Marjorie K. Maier, MSW, MBA, CHC, CHPC, CCEP, Senior Director, Division Compliance and Privacy Officer, HMS, Irving, Texas
This interview with Marjorie K. Maier (firstname.lastname@example.org) was conducted in late October 2019 by Adam Turteltaub, CHC, CCEP, Vice President of Strategic Initiatives & International Programs, SCCE & HCCA.
AT: You’ve spent your entire career in healthcare and have had quite a range of experiences. You started out by working as a provider. What was your introduction to compliance like then?
MM: I started my career in direct patient care in home health, hospice, catastrophic case management, and then as a therapist working with individuals and families. Understanding the care delivery side of the healthcare industry and working as a provider have been invaluable to my compliance career. Patient care is where the rubber meets the road; understanding this environment is paramount if you want to build an effective compliance and ethics program in healthcare. At that time, billing compliance (i.e., coding, billing regulations) were my main focus. I later spent time in quality assurance, utilization review, and credentialing, supporting a Texas 501(a) organization and an at-risk HMO of more than 500,000 covered lives. While there were certainly regulatory aspects of these jobs, they were limited in focus. I view my very first industry-wide exposure to healthcare compliance to be in 1999, when the proposed HIPAA rule was issued. My CEO asked me to “figure out what all this HIPAA stuff is about,” and that launched my healthcare compliance journey. HIPAA was applicable to all of healthcare, a much broader scope of applicability. I think many of us have similar stories about when and how we were first introduced to healthcare compliance. There was a need, and we were tapped to help out.
AT: From there you started working as the chief administrator for an entire department at a medical center. It was very much of a business-oriented job with business goals. What kind of effect did it have on how you looked at compliance?
MM: This role brought me back to medical coding and billing compliance, as well as billing guidelines for teaching physicians, interns, and residents.

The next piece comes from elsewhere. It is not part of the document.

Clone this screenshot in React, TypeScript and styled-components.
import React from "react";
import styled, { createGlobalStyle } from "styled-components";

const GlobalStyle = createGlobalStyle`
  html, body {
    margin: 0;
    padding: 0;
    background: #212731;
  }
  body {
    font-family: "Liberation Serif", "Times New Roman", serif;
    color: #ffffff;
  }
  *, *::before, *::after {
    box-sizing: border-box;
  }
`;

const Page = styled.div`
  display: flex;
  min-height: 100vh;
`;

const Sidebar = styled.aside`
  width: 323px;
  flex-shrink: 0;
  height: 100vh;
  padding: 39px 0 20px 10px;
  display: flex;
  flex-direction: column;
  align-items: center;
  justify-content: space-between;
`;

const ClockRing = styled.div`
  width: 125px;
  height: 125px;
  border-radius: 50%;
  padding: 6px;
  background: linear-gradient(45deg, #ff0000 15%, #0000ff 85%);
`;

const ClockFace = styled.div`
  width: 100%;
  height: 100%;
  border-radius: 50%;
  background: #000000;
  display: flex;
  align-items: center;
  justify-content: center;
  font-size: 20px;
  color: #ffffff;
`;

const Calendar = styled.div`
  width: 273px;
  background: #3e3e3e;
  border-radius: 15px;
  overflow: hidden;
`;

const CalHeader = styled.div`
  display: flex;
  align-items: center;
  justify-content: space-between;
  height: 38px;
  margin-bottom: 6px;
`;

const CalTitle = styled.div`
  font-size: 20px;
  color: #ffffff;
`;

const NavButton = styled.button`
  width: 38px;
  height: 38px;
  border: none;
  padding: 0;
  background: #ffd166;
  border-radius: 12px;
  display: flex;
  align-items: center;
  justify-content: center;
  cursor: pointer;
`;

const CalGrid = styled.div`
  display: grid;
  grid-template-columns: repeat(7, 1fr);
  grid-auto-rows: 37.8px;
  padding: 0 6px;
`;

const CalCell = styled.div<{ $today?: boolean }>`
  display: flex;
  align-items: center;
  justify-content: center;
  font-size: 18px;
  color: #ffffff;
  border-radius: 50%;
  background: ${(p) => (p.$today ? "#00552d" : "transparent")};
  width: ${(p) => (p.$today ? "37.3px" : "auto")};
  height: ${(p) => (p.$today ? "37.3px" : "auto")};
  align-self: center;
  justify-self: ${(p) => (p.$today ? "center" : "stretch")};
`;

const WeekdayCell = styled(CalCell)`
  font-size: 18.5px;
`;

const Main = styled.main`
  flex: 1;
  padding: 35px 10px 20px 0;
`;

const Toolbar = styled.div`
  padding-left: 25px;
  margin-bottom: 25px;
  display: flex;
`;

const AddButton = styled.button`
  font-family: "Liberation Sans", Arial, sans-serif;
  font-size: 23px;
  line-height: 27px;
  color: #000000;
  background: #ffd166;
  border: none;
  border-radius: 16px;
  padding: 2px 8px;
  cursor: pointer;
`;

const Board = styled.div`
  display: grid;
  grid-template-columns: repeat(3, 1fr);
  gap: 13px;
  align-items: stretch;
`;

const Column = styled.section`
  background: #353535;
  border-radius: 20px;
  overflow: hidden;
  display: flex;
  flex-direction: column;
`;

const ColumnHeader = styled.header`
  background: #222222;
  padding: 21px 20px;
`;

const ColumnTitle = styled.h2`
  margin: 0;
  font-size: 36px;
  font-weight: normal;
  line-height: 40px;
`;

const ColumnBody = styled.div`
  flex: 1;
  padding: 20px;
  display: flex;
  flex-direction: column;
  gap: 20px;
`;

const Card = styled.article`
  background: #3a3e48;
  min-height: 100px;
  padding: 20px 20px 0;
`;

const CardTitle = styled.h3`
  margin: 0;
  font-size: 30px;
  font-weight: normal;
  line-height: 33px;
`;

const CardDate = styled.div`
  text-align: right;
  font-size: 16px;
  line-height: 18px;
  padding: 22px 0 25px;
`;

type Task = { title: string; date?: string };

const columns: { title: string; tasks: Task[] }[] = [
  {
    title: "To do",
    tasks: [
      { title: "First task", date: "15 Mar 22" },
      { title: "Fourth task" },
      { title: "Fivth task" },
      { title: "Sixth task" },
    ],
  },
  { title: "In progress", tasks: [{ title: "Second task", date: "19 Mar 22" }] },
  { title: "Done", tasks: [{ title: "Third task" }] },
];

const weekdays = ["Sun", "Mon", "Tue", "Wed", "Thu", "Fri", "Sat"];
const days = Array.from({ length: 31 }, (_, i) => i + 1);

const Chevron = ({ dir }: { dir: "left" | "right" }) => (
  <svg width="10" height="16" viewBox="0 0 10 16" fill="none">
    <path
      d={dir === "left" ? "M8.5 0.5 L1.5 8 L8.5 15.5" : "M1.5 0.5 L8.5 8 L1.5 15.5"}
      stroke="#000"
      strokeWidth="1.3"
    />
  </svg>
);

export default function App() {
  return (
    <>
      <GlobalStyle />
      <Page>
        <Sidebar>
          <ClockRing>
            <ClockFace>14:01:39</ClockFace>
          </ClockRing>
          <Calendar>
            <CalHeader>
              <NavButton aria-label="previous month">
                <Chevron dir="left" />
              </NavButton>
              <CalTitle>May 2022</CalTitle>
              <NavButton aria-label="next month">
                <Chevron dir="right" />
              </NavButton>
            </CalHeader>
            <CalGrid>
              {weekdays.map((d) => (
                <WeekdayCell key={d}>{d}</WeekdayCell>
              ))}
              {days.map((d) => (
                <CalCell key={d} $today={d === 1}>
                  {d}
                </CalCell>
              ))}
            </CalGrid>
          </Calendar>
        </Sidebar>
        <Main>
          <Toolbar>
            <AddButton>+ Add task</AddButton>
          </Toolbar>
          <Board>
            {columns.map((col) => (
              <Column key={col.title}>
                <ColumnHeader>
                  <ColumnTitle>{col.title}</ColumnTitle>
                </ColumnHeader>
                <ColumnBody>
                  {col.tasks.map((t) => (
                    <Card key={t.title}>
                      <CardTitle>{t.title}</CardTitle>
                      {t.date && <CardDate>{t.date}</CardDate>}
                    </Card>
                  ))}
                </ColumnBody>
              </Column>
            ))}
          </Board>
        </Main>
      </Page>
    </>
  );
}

NIH grant compliance, human subject research compliance, and employment regulations were all part of the framework in this role. Physician compensation plans, contracting with other healthcare enterprises, and budgeting were the areas where I felt I made a significant impact. The department had a noteworthy multilocation clinical practice, not always typical in an academic setting. Business goals were a real part of the culture, clinical productivity was valued, and excellence in patient care was dominant. This resonated with me, having been a provider myself early in my career. At this organization, compliance was viewed as a “must have,” a reality in the world of healthcare delivery. Our physicians weren’t warm and fuzzy about compliance, but they acknowledged its part in the landscape. I had an aha! moment here as it relates to healthcare compliance. I realized that we are obligated to take complex regulatory requirements and translate them into practical, tactical solutions for our stakeholders. Policies and procedures are table stakes; making the policies a part of day-to-day operations is vital. Physicians and other clinicians practice in their medical field, because they want to take care of people and improve their physical lives. They are not motivated by us telling them, “This is what the law says.” They are smart; they are people who like solving medical problems; and they do not tell their patients, “This is what my textbook says.” They say instead, “These are our treatment options, and we need to decide which is optimal for your condition.” They translate complex medical diagnoses and care paths intopractical, tactical next steps with patients, just as we need to do a similar translationin compliance.